SET EXERCISE —
Omit all images, then return the remaining material exactly as it stands.

EXERCISE MATERIALS —
§

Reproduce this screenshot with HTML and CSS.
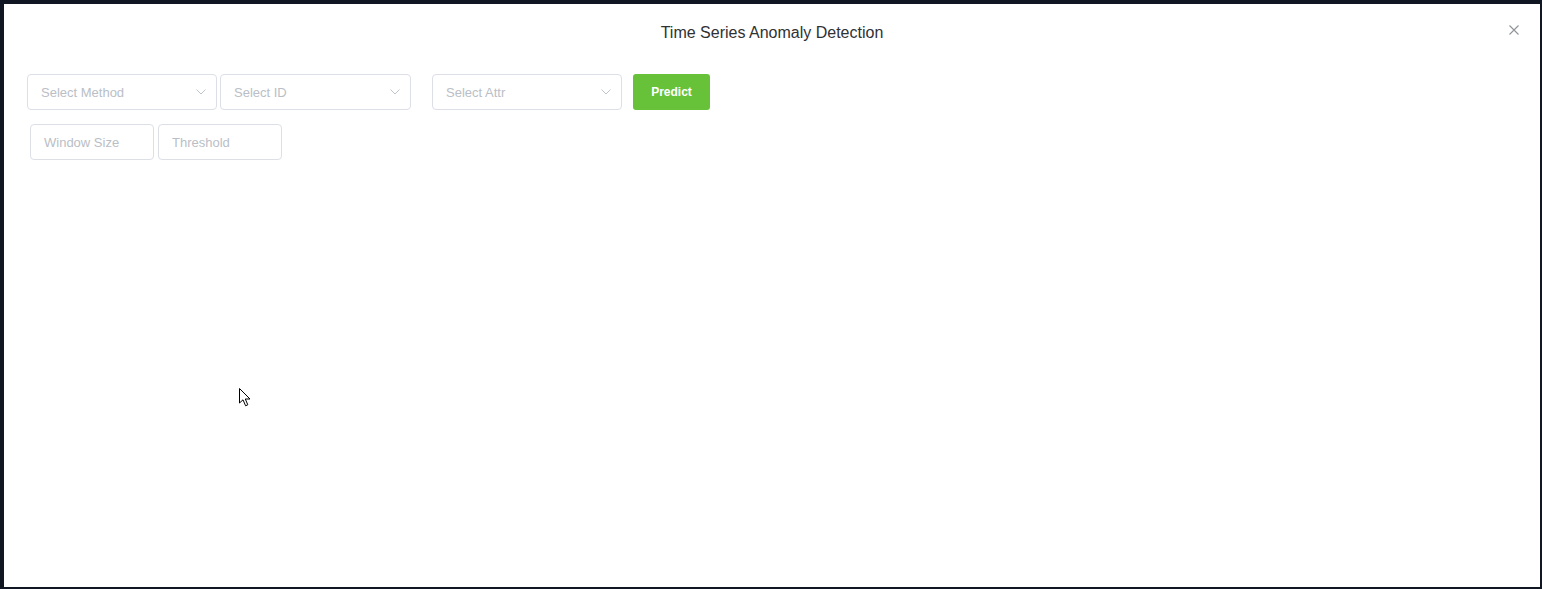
FILE: index.html
```html
<!DOCTYPE html>
<html lang="en">

<head>
    <meta charset="UTF-8">
    <meta name="viewport" content="width=device-width, initial-scale=1.0">
    <title>Time Series Anomaly Detection</title>
    <link rel="stylesheet" href="styles.css">
</head>

<body>
    <div class="dialog">
        <div class="dialog-header">
            <span class="dialog-title">Time Series Anomaly Detection</span>
            <button class="dialog-close" aria-label="Close">
                <svg width="10" height="10" viewBox="0 0 10 10">
                    <path d="M0.5 0.5 L9.5 9.5 M9.5 0.5 L0.5 9.5" stroke="#909399" stroke-width="1.1" fill="none"/>
                </svg>
            </button>
        </div>

        <div class="dialog-body">
            <div class="row">
                <div class="select select-method">
                    <input type="text" readonly placeholder="Select Method">
                    <svg class="arrow" width="10" height="6" viewBox="0 0 10 6">
                        <polyline points="0.5,0.5 5,5 9.5,0.5" stroke="#c0c4cc" stroke-width="1" fill="none"/>
                    </svg>
                </div>
                <div class="select select-id">
                    <input type="text" readonly placeholder="Select ID">
                    <svg class="arrow" width="10" height="6" viewBox="0 0 10 6">
                        <polyline points="0.5,0.5 5,5 9.5,0.5" stroke="#c0c4cc" stroke-width="1" fill="none"/>
                    </svg>
                </div>
                <div class="select select-attr">
                    <input type="text" readonly placeholder="Select Attr">
                    <svg class="arrow" width="10" height="6" viewBox="0 0 10 6">
                        <polyline points="0.5,0.5 5,5 9.5,0.5" stroke="#c0c4cc" stroke-width="1" fill="none"/>
                    </svg>
                </div>
                <button class="btn-predict">Predict</button>
            </div>

            <div class="row row-params">
                <input class="param" type="text" placeholder="Window Size">
                <input class="param" type="text" placeholder="Threshold">
            </div>
        </div>

        <!-- puntero del raton que sale en la captura -->
        <svg class="cursor" width="12" height="19" viewBox="0 0 12 19">
            <path d="M0.5 0.5 L0.5 15 L4 11.8 L6.6 17.8 L8.8 16.8 L6.3 11 L11 11 Z" fill="#fff" stroke="#000" stroke-width="1"/>
        </svg>
    </div>
</body>

</html>
```

FILE: styles.css
```css
body {
    margin: 0;
    background-color: #101722;
    font-family: "Liberation Sans", Arial, sans-serif;
}

.dialog {
    position: relative;
    width: 1536px;
    height: 583px;
    margin: 4px 0 0 4px;
    background: #fff;
}

.dialog-header {
    padding: 17px 20px 15px;
    text-align: center;
}

.dialog-title {
    font-size: 16px;
    line-height: 24px;
    color: #303133;
}

.dialog-close {
    position: absolute;
    top: 21px;
    right: 21px;
    width: 10px;
    height: 10px;
    padding: 0;
    border: none;
    background: none;
    display: flex;
    cursor: pointer;
}

.dialog-body {
    padding: 14px 23px 0;
}

.row {
    display: flex;
    align-items: center;
}

.select {
    position: relative;
    height: 36px;
}

.select input,
.param {
    box-sizing: border-box;
    width: 100%;
    height: 36px;
    padding: 0 13px;
    border: 1px solid #dcdfe6;
    border-radius: 4px;
    font-family: inherit;
    font-size: 13px;
    color: #606266;
    outline: none;
    background: #fff;
}

.select input::placeholder,
.param::placeholder {
    color: #babec6;
}

.select .arrow {
    position: absolute;
    right: 11px;
    top: 15px;
}

.select-method {
    width: 190px;
}

.select-id {
    width: 191px;
    margin-left: 3px;
}

.select-attr {
    width: 190px;
    margin-left: 21px;
}

.btn-predict {
    width: 77px;
    height: 36px;
    margin-left: 11px;
    border: none;
    border-radius: 3px;
    background: #67c23a;
    color: #fff;
    font-family: inherit;
    font-size: 12px;
    font-weight: bold;
    cursor: pointer;
}

.row-params {
    margin-top: 14px;
    padding-left: 3px;
    gap: 4px;
}

.param {
    width: 124px;
}

.cursor {
    position: absolute;
    left: 235px;
    top: 384px;
}
```
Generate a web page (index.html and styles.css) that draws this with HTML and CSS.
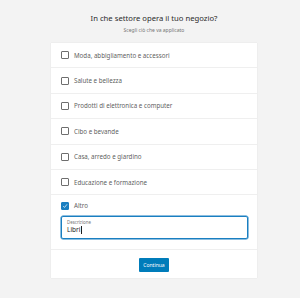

§

ANSWER TO THIS TASK —
Reproduce this screenshot with HTML and CSS.
FILE: index.html
```html
<!DOCTYPE html>
<html lang="en">

<head>
    <meta charset="UTF-8">
    <meta name="viewport" content="width=device-width, initial-scale=1.0">
    <title>Time Series Anomaly Detection</title>
    <link rel="stylesheet" href="styles.css">
</head>

<body>
    <div class="dialog">
        <div class="dialog-header">
            <span class="dialog-title">Time Series Anomaly Detection</span>
            <button class="dialog-close" aria-label="Close">
                <svg width="10" height="10" viewBox="0 0 10 10">
                    <path d="M0.5 0.5 L9.5 9.5 M9.5 0.5 L0.5 9.5" stroke="#909399" stroke-width="1.1" fill="none"/>
                </svg>
            </button>
        </div>

        <div class="dialog-body">
            <div class="row">
                <div class="select select-method">
                    <input type="text" readonly placeholder="Select Method">
                    <svg class="arrow" width="10" height="6" viewBox="0 0 10 6">
                        <polyline points="0.5,0.5 5,5 9.5,0.5" stroke="#c0c4cc" stroke-width="1" fill="none"/>
                    </svg>
                </div>
                <div class="select select-id">
                    <input type="text" readonly placeholder="Select ID">
                    <svg class="arrow" width="10" height="6" viewBox="0 0 10 6">
                        <polyline points="0.5,0.5 5,5 9.5,0.5" stroke="#c0c4cc" stroke-width="1" fill="none"/>
                    </svg>
                </div>
                <div class="select select-attr">
                    <input type="text" readonly placeholder="Select Attr">
                    <svg class="arrow" width="10" height="6" viewBox="0 0 10 6">
                        <polyline points="0.5,0.5 5,5 9.5,0.5" stroke="#c0c4cc" stroke-width="1" fill="none"/>
                    </svg>
                </div>
                <button class="btn-predict">Predict</button>
            </div>

            <div class="row row-params">
                <input class="param" type="text" placeholder="Window Size">
                <input class="param" type="text" placeholder="Threshold">
            </div>
        </div>

        <!-- puntero del raton que sale en la captura -->
        <svg class="cursor" width="12" height="19" viewBox="0 0 12 19">
            <path d="M0.5 0.5 L0.5 15 L4 11.8 L6.6 17.8 L8.8 16.8 L6.3 11 L11 11 Z" fill="#fff" stroke="#000" stroke-width="1"/>
        </svg>
    </div>
</body>

</html>
```

FILE: styles.css
```css
body {
    margin: 0;
    background-color: #101722;
    font-family: "Liberation Sans", Arial, sans-serif;
}

.dialog {
    position: relative;
    width: 1536px;
    height: 583px;
    margin: 4px 0 0 4px;
    background: #fff;
}

.dialog-header {
    padding: 17px 20px 15px;
    text-align: center;
}

.dialog-title {
    font-size: 16px;
    line-height: 24px;
    color: #303133;
}

.dialog-close {
    position: absolute;
    top: 21px;
    right: 21px;
    width: 10px;
    height: 10px;
    padding: 0;
    border: none;
    background: none;
    display: flex;
    cursor: pointer;
}

.dialog-body {
    padding: 14px 23px 0;
}

.row {
    display: flex;
    align-items: center;
}

.select {
    position: relative;
    height: 36px;
}

.select input,
.param {
    box-sizing: border-box;
    width: 100%;
    height: 36px;
    padding: 0 13px;
    border: 1px solid #dcdfe6;
    border-radius: 4px;
    font-family: inherit;
    font-size: 13px;
    color: #606266;
    outline: none;
    background: #fff;
}

.select input::placeholder,
.param::placeholder {
    color: #babec6;
}

.select .arrow {
    position: absolute;
    right: 11px;
    top: 15px;
}

.select-method {
    width: 190px;
}

.select-id {
    width: 191px;
    margin-left: 3px;
}

.select-attr {
    width: 190px;
    margin-left: 21px;
}

.btn-predict {
    width: 77px;
    height: 36px;
    margin-left: 11px;
    border: none;
    border-radius: 3px;
    background: #67c23a;
    color: #fff;
    font-family: inherit;
    font-size: 12px;
    font-weight: bold;
    cursor: pointer;
}

.row-params {
    margin-top: 14px;
    padding-left: 3px;
    gap: 4px;
}

.param {
    width: 124px;
}

.cursor {
    position: absolute;
    left: 235px;
    top: 384px;
}
```
Generate a web page (index.html and styles.css) that draws this with HTML and CSS.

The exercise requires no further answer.